About two this afternoon, I decided I had to get out and about, a little to long inside. So, I drove over the Old Santa Cruz highway, up through the redwoods, down to the coast at Santa Cruz. It is a beautiful little trip, and I stopped a couple of places and just...was.
In Santa Cruz I drove downtown, onto River Street, and angled toward a nice little Mexican place I know. On impulse, at the last second, I went into a nearly empty Italian restaraunt, Cafe Mare. I had eaten there once before, last year, and had recalled with fondness their gnocchi.
I was between lunch and dinner, so the only ones in the place were me, my nephew, the bartender, and the waitress. I took a table outside, so I could people watch. The waitress was a little slip of a woman, five nothing, red hair, white skin with a splash of freckles.
I ordered Alaskan halibut in a diabla sauce, with new potatoes, and an artichoke and spinach salad in vinagrette, and a bottle of peligrino. Then, I just sat there and enjoyed the moment, one of those near perfect California days. I enjoyed the architecture - eclectic. I enjoyed the people passing by - eclectic. I listened to the music piped through the cafe speaker at the low, persistent volume that your hear but don't quite notice. It was italian american musak standards.
The waitress brought our orders and I noticed she was humming something under her breath. I thought for a few moments that she was humming along with the musak. I excused myself for prying, explained I was cursed with a near infinite curiousity, and asked what she was humming. She demurred at first, with a small laugh. I persisted politely, told her that it would be a closely kept secret between her, me, my musically inclined friends and my online journal. I told her I had friends who continually had radios running in their brains. I told her I had an almost constant inner monologue that sometimes was an entire ensemble cast of mad men, gifted women, and second rate character actors.
I told her how difficult it was to go through life with an almost continuous running commentary by Peter Lorre.
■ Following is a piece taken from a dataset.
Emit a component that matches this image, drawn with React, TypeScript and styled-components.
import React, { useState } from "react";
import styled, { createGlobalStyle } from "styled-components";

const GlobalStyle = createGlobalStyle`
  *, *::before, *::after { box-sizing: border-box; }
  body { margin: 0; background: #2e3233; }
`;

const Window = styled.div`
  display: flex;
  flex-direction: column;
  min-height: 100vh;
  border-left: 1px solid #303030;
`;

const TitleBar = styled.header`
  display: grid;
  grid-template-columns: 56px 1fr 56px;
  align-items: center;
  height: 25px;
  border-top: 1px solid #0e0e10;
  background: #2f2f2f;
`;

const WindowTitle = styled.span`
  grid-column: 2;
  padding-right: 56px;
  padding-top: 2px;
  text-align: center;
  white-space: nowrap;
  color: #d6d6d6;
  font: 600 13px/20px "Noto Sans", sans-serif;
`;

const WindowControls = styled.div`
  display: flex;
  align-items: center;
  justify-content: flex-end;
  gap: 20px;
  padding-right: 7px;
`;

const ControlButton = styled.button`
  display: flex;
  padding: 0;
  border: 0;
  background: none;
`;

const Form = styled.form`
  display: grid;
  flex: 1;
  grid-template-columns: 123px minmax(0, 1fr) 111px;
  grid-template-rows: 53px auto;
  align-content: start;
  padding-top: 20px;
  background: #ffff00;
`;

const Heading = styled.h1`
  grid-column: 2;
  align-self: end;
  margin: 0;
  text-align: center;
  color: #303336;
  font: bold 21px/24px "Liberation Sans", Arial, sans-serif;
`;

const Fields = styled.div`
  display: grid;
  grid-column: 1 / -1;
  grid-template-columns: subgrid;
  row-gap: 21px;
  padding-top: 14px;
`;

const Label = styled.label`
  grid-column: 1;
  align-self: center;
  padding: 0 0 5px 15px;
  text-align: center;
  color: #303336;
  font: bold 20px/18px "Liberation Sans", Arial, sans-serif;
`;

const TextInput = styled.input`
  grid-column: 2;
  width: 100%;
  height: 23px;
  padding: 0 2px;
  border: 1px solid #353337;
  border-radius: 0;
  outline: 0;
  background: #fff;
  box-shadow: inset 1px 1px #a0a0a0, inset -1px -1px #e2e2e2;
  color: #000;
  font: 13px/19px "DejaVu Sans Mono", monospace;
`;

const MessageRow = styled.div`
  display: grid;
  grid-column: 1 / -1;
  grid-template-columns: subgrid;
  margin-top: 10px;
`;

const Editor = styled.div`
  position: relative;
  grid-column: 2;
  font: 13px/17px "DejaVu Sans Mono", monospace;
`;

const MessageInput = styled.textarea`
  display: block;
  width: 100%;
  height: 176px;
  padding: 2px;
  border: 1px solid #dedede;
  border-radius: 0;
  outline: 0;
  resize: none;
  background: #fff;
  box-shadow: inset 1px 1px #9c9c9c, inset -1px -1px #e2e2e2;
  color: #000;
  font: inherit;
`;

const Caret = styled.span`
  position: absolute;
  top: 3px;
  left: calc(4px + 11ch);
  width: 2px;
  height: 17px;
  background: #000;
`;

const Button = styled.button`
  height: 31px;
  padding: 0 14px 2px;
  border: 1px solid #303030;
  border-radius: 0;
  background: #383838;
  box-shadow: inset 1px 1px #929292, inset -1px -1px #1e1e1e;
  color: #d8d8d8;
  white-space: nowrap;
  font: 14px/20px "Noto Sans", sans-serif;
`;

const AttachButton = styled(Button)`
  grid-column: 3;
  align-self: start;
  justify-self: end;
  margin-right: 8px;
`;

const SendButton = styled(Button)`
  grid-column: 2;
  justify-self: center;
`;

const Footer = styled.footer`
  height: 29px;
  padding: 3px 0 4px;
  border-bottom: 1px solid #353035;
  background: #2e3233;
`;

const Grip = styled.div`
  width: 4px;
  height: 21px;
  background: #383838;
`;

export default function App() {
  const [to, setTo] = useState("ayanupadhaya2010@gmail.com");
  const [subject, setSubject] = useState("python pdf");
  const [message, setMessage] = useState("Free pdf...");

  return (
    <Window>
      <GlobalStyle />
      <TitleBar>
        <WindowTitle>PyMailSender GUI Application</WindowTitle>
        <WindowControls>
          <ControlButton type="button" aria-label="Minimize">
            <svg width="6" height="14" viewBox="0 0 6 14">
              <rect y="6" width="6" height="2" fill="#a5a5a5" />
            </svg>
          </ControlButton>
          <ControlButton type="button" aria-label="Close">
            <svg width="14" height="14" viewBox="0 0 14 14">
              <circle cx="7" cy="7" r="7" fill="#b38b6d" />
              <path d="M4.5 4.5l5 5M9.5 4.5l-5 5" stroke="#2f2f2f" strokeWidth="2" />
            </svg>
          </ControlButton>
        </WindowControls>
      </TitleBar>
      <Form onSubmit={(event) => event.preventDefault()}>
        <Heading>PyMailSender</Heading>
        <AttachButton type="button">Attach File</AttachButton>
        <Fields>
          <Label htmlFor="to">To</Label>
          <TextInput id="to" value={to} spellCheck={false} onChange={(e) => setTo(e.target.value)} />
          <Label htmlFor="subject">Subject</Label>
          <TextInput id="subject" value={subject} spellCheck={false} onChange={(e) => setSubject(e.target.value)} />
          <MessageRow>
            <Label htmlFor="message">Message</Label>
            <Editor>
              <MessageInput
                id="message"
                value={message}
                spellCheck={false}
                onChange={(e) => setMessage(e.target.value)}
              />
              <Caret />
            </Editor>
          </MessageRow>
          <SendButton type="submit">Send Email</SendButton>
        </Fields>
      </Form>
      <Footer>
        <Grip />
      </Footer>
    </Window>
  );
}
I did my Peter Lorre on the virtues of arugala imitation. When K.T. finally stopped laughing she agreed to tell me the song playing on her brain-radio. It was powerful song that kept the musak at bay.
So, for everyone who inner voice or inner radio keeps them sane in a sometimes insane world, here is the magic song one irish waitress in an italian cafe in Santa Cruz California was humming on a perfect Saturday afternoon in paradise.
The Ramones.
"I Want To Be Sedated."
Sometimes life...dazzles. K.T. - thanks for dazzling and good luck in school.